Another question that I have about the site is that there is little about the fact that to follow Jesus is not merely an individual pursuit, but we are called to follow Jesus in fellowship with others. The only mention of the need for fellowship is about how to continue living for Jesus if someone has already come to faith "and he’ll provide brothers and sisters to encourage you along the way (as you meet with other Christians)."
This seems a little weaker than "Anyone who claims to be in the light but hates his brother is still in the darkness." 1 John 2:9

4) Responsibility
There is a contact page at the end where people can get in touch with people, whom I trust will follow up. Those who are not ready to repent & Believe are encouraged to investigate thoroughly.

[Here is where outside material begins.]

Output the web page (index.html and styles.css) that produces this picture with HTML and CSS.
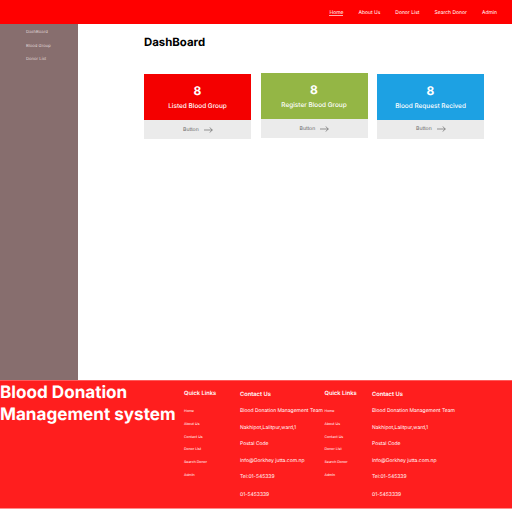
FILE: index.html
```html
<!DOCTYPE html>
<html lang="en">
<head>
<meta charset="utf-8">
<title>DashBoard</title>
<link rel="stylesheet" href="styles.css">
</head>
<body>
<header class="topbar">
  <nav class="nav">
    <a class="active">Home</a><a>About Us</a><a>Donor List</a><a>Search Donor</a><a>Admin</a>
  </nav>
</header>
<div class="layout">
  <aside class="sidebar"><a>DashBoard</a><a>Blood Group</a><a>Donor List</a></aside>
  <main class="main">
    <h1>DashBoard</h1>
    <div class="cards">
      <section class="card red">
        <div class="info"><strong>8</strong><span>Listed Blood Group</span></div>
        <div class="action"><span>Button</span><svg class="arrow" viewBox="0 0 9 6"><path d="M0 3h8.3M5.6 .4 8.3 3 5.6 5.6"/></svg></div>
      </section>
      <section class="card green">
        <div class="info"><strong>8</strong><span>Register Blood Group</span></div>
        <div class="action"><span>Button</span><svg class="arrow" viewBox="0 0 9 6"><path d="M0 3h8.3M5.6 .4 8.3 3 5.6 5.6"/></svg></div>
      </section>
      <section class="card blue">
        <div class="info"><strong>8</strong><span>Blood Request Recived</span></div>
        <div class="action"><span>Button</span><svg class="arrow" viewBox="0 0 9 6"><path d="M0 3h8.3M5.6 .4 8.3 3 5.6 5.6"/></svg></div>
      </section>
    </div>
  </main>
</div>
<footer class="footer">
  <h2>Blood Donation<br>Management system</h2>
  <div class="links">
    <h3>Quick Links</h3>
    <a>Home</a><a>About Us</a><a>Contact Us</a><a>Donor List</a><a>Search Donor</a><a>Admin</a>
  </div>
  <div class="contact">
    <h3>Contact Us</h3>
    <p>Blood Donation Management Team</p><p>Nakhipot,Lalitpur,ward,1</p><p>Postal Code</p><p>Info@Gorkhey jutta.com.np</p><p>Tel:01-545339</p><p>01-5453339</p>
  </div>
  <div class="links second">
    <h3>Quick Links</h3>
    <a>Home</a><a>About Us</a><a>Contact Us</a><a>Donor List</a><a>Search Donor</a><a>Admin</a>
  </div>
  <div class="contact">
    <h3>Contact Us</h3>
    <p>Blood Donation Management Team</p><p>Nakhipot,Lalitpur,ward,1</p><p>Postal Code</p><p>Info@Gorkhey jutta.com.np</p><p>Tel:01-545339</p><p>01-5453339</p>
  </div>
</footer>
</body>
</html>
```
FILE: styles.css
```css
* { box-sizing: border-box; }
body {
  margin: 0;
  height: 509px;
  overflow: hidden;
  background: #fff;
  font-family: Inter, "Liberation Sans", sans-serif;
  white-space: nowrap;
  text-rendering: geometricPrecision;
}
h1, h2, h3, p { margin: 0; }
.topbar {
  height: 24px;
  background: #f00;
  display: flex;
  justify-content: flex-end;
  padding: 9px 15px 0 0;
}
.nav { display: flex; gap: 15px; color: #fff; font-size: 5px; line-height: 8px; }
.nav a { height: 7px; }
.nav .active { border-bottom: 1px solid #ffb0b0; }
.layout { display: flex; height: 356px; }
.sidebar {
  width: 78px;
  background: #876e6e;
  padding: 6px 0 0 26px;
  display: flex;
  flex-direction: column;
  gap: 7.5px;
  color: #e0d8d8;
  font-size: 4.2px;
  line-height: 6px;
}
.main { flex: 1; padding: 10.5px 28px 0 66.3px; }
h1 { font-size: 11.4px; line-height: 15px; font-weight: 700; color: #000; }
.cards { display: flex; gap: 9.5px; margin-top: 24.5px; }
.card { width: 107px; height: 65px; }
.card.green { margin-top: -1px; }
.info {
  height: 46px;
  padding-top: 9px;
  display: flex;
  flex-direction: column;
  align-items: center;
  color: #fff;
}
.info strong { font-size: 12px; line-height: 15px; font-weight: 700; }
.info span { font-size: 6.45px; line-height: 9px; margin-top: 4px; font-weight: 500; }
.red .info { background: #f40000; }
.green .info { background: #94b645; }
.blue .info { background: #1da1e3; }
.blue .info { height: 45.5px; }
.action {
  height: 19px;
  background: #ebebeb;
  display: flex;
  align-items: center;
  justify-content: center;
  gap: 5px;
  color: #666;
  font-size: 5.1px;
}
.action { padding-left: 0.8px; }
.arrow { width: 9px; height: 6px; fill: none; stroke: #555; stroke-width: 0.6; }
.footer {
  height: 129px;
  background: #ff1e1e;
  border-top: 1px solid #ff5a5a;
  border-bottom: 1px solid #ff8c8c;
  color: #fff;
  display: flex;
}
h2 { width: 184px; font-size: 17.12px; line-height: 22px; font-weight: 700; padding-top: 0.5px; }
h3 { font-size: 5.75px; line-height: 8px; font-weight: 600; }
.links { width: 56px; padding-top: 9px; }
.links.second { width: 47.5px; }
.links a { display: block; font-size: 3.55px; line-height: 5px; margin-bottom: 7.8px; }
.links h3 { margin-bottom: 11px; }
.contact { width: 84.5px; padding-top: 9.5px; }
.contact h3 { margin-bottom: 9.5px; }
.contact p { font-size: 5px; line-height: 7px; margin-bottom: 9.5px; }
.contact p:nth-of-type(5) { margin-bottom: 11.3px; }
```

all the things on the investigate thoroughly links are great things to do.
a) Read a gospel
b) attend a course such as Introducing God
c) Read a book such as John Chapman's A Fresh Start
d) speak with a Christian.

But strange, again, that attending a church is not mentioned.

5) Usability
The site is very simple, which is to its advantage. Each of the six pictures has it's own page, and each links to the next page, so that the gospel is well presented in bitesize chunks.
It's not too flashy, which again I like, as it is clear that the message is far more significant than the graphics.

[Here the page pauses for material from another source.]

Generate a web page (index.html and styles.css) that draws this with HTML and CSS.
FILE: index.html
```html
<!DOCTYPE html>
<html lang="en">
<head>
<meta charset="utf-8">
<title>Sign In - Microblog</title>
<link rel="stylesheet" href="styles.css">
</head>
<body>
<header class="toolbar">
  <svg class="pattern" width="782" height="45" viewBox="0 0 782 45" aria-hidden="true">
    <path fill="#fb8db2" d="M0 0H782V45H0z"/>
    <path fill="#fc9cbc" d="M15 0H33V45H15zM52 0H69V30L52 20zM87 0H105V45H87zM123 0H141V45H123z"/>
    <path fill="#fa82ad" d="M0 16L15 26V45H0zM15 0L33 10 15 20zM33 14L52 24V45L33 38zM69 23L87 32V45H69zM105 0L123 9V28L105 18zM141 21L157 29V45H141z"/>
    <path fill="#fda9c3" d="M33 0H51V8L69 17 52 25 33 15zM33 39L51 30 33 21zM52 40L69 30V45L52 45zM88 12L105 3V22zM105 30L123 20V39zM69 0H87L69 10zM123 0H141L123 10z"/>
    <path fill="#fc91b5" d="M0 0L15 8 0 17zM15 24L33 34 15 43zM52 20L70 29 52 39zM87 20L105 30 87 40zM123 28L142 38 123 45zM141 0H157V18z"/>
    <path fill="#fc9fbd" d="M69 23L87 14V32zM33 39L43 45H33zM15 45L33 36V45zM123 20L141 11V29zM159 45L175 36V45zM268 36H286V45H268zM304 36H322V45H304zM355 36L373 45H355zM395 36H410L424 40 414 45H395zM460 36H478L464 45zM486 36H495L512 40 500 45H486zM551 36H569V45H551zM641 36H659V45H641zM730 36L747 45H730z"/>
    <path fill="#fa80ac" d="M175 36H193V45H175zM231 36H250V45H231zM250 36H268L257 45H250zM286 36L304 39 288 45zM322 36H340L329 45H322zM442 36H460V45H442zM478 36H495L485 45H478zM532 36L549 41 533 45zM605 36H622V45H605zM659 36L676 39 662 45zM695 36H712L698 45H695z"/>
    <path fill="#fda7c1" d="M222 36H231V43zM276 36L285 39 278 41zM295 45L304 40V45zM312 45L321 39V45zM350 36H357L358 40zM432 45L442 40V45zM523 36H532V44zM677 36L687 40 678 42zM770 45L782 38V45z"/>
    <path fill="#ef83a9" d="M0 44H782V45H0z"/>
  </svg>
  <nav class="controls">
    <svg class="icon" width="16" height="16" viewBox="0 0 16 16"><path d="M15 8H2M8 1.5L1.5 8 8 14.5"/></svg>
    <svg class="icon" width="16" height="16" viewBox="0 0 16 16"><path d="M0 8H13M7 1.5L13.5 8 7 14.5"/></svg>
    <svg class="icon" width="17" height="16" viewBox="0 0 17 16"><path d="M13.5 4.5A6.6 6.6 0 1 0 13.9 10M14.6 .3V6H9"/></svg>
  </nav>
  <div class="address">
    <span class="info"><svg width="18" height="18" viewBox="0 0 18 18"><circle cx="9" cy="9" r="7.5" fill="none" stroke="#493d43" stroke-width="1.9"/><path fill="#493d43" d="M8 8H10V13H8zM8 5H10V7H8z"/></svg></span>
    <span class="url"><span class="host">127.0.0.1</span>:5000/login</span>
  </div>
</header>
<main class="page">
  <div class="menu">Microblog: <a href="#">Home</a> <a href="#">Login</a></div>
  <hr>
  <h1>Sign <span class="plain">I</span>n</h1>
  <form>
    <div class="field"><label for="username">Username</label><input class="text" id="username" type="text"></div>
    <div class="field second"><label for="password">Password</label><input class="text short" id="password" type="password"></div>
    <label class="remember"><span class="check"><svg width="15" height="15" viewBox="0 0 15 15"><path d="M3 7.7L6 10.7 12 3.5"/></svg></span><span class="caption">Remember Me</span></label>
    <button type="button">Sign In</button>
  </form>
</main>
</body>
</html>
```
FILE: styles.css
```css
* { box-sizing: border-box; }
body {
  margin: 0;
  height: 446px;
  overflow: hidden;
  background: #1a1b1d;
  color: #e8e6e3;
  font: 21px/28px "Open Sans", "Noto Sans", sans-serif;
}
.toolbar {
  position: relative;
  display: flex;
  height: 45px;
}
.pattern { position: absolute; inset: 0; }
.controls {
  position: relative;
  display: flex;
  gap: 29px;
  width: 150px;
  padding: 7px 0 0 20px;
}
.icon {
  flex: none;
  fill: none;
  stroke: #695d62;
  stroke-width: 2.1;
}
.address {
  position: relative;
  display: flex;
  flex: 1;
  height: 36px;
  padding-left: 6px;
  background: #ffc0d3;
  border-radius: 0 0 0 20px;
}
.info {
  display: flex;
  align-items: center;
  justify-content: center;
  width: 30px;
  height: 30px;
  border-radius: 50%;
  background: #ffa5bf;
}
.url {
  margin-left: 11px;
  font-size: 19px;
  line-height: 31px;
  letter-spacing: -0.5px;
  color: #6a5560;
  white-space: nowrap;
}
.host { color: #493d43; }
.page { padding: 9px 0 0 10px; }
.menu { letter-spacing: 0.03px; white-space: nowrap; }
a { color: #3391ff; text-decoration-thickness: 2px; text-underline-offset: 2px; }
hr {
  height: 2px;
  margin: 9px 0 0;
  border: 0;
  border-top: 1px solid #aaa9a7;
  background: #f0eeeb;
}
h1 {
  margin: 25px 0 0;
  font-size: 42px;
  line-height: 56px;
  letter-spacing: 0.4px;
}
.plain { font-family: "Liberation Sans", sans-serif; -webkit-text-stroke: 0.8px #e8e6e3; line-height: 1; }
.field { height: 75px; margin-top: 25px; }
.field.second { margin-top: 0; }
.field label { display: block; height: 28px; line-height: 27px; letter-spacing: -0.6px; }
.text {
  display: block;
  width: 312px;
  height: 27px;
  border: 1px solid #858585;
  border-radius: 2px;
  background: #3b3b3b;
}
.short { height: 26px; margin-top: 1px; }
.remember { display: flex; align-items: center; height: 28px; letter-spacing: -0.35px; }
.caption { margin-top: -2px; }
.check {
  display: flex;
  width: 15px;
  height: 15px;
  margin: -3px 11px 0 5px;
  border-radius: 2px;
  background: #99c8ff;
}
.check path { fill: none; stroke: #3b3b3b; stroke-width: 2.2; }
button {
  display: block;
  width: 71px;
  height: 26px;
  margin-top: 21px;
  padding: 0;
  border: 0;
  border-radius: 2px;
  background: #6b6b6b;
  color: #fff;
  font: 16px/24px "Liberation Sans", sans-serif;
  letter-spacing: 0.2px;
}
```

So, 2 ways to live remains my favorite gospel outline.
The webiste presents that outline well.
I'd love to have sites present the gospel well, but also to point people to the community where that gospel is going to be displayed not merely in transformed individuals, but in the body of Christ.

So, if you are looking for a link to put on your church's website then this would work extremely well. 2 Ways to live would point them to the gospel. The church website would point them to the gospel community. What a great partnership!